Der Neubau, der aus einem 2016 gewonnenen Wettbewerb hervorgegangen ist, nimmt die typischen Gebäudehöhen des Dorfes auf. Darüber hinaus haben auch die an die ländliche Umgebung angepasste Morphologie, die ausgewogenen Massstäbe und die konstruktiven Eigenschaften des Projektes die Jury überzeugt: Die Architekten haben eine lineare Topographie bevorzugt, um die Einheit zwischen Ort und Landschaft zu unterstreichen.

Ein Projekt, das den Bestand respektiert
Der Fussabdruck des Gebäudes wird von zwei sich überlagernden Rechtecken gebildet. Mit dieser Gliederung haben die Architekten zwei identische strukturelle Einheiten in Form einer liegenden Acht geschaffen, dem Symbol der Unendlichkeit. Passend, denn nach ihrer Auffassung soll das Gebäude zeitlos wirken. Die Anordnung der beiden Baukörper auf dem Gelände ist nicht unbedeutend.

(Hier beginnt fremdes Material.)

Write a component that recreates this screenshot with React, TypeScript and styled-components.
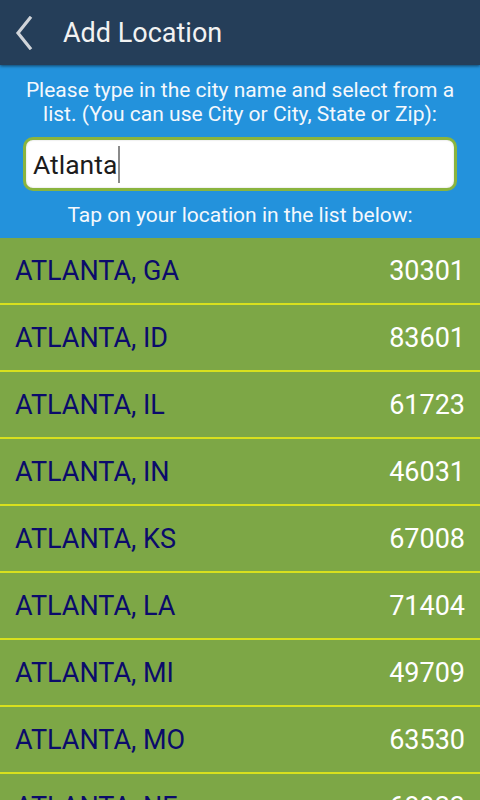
import React from 'react';
import styled, { createGlobalStyle } from 'styled-components';

const GlobalStyle = createGlobalStyle`
  html, body {
    margin: 0;
    padding: 0;
    background: #7da746;
  }
  body {
    font-family: Roboto, "Noto Sans", "Liberation Sans", sans-serif;
  }
`;

const Screen = styled.div`
  width: 480px;
  height: 800px;
  overflow: hidden;
  display: flex;
  flex-direction: column;
  background: #7da746;
`;

const Header = styled.header`
  position: relative;
  z-index: 1;
  height: 65px;
  flex: none;
  display: flex;
  align-items: center;
  background: #253e59;
  box-shadow: 0 1px 3px rgba(0, 0, 0, 0.55);
`;

const BackButton = styled.button`
  width: 48px;
  height: 65px;
  padding: 0 0 0 13px;
  border: 0;
  background: none;
  display: flex;
  align-items: center;
`;

const Title = styled.h1`
  margin: 0 0 0 15px;
  font-size: 27px;
  font-weight: 400;
  color: #f2f2f2;
`;

const SearchPanel = styled.section`
  flex: none;
  height: 173px;
  box-sizing: border-box;
  padding-top: 13px;
  background: #2392dc;
  display: flex;
  flex-direction: column;
  align-items: center;
`;

const Hint = styled.p<{ $gap?: number }>`
  margin: ${p => p.$gap ?? 0}px 0 0;
  font-size: 21px;
  line-height: 24px;
  color: #f4f8fc;
  text-align: center;
  white-space: nowrap;
`;

const Field = styled.div`
  align-self: stretch;
  margin: 11px 23px 0;
  height: 54px;
  box-sizing: border-box;
  border: 3px solid #8ab43e;
  border-radius: 10px;
  background: #fff;
  box-shadow: inset 0 0 2px rgba(0, 0, 0, 0.2);
  padding-left: 7px;
  display: flex;
  align-items: center;
  font-size: 26.5px;
  color: #1c1c1c;
`;

const Caret = styled.span`
  display: inline-block;
  width: 2px;
  height: 37px;
  margin-left: 1px;
  background: #8a8a8a;
`;

const List = styled.ul`
  margin: 0;
  padding: 0;
  list-style: none;
`;

const Row = styled.li`
  height: 65px;
  border-bottom: 2px solid #d8e01e;
  padding: 0 15px;
  display: flex;
  align-items: center;
  justify-content: space-between;
  font-size: 27px;
`;

const City = styled.span`
  color: #0b0b6b;
`;

const Zip = styled.span`
  color: #ffffff;
`;

const places: [string, string][] = [
  ['ATLANTA, GA', '30301'],
  ['ATLANTA, ID', '83601'],
  ['ATLANTA, IL', '61723'],
  ['ATLANTA, IN', '46031'],
  ['ATLANTA, KS', '67008'],
  ['ATLANTA, LA', '71404'],
  ['ATLANTA, MI', '49709'],
  ['ATLANTA, MO', '63530'],
  ['ATLANTA, NE', '68923'],
];

const App = () => {
  return (
    <Screen>
      <GlobalStyle />
      <Header>
        <BackButton aria-label="Back">
          <svg width="22" height="34" viewBox="0 0 22 34">
            <path d="M17 2 L5 17 L17 32" fill="none" stroke="#d0d4d9" strokeWidth="3.2" strokeLinecap="square" />
          </svg>
        </BackButton>
        <Title>Add Location</Title>
      </Header>
      <SearchPanel>
        <Hint>
          Please type in the city name and select from a
          <br />
          list. (You can use City or City, State or Zip):
        </Hint>
        <Field>
          Atlanta
          <Caret />
        </Field>
        <Hint $gap={12}>Tap on your location in the list below:</Hint>
      </SearchPanel>
      <List>
        {places.map(([city, zip]) => (
          <Row key={zip}>
            <City>{city}</City>
            <Zip>{zip}</Zip>
          </Row>
        ))}
      </List>
    </Screen>
  );
};

export default App;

Das auf einem Grundstück am Rande der Gemeinde gelegene Gebäude mit einer Fläche von 2904 Quadratmetern fügt sich mit seiner Drehpunktgeometrie gut zum nahegelegenen Pflegeheim Silo und dem Seniorenheim Les Fougères ein. Der architektonische Charakter der neuen Kurzzeit-Pflegeeinrichtung ist durch die Struktur der Fassade geprägt. Mit Längen von circa 25 Metern übernimmt sie die Architektursprache des Dorfes. Für die Gestaltung der Gebäudehülle haben sich die Architekten für vorgefertigte Stahlbetonelemente entschieden. Diese Elemente bilden ein Doppel-T, das an den griechischen Buchstaben Pi erinnert. Dadurch liegen die vertikalen Fugen nicht übereinander, sondern verteilen sich über die Fassade. Zur Lösung der Problematik der Eckzimmer, und um gleichzeitig der komplexen Gebäudestruktur gerecht zu werden, haben die Architekten Betonplatten mit geriffelten Motiven gewählt. Sie erzeugen einen originellen und eleganten Effekt, der sowohl die Fassade als auch das gesamte Erscheinungsbild des Gebäudes verschönert. Innen musste das im Wettbewerb in Holz vorgesehene Dach aus Kosten- und Akustikgründen Betonträgern weichen. Aussen verleiht die mit weissem Zement gebundene Mischung aus zerkleinerten Sedimenten und ockerfarbenem Marmor dem Bau seine Textur und Sandfarbe. An den sechs Gebäudeecken sorgen hervorstehende, U-förmige Wasserspeier für den Regenwasserabfluss.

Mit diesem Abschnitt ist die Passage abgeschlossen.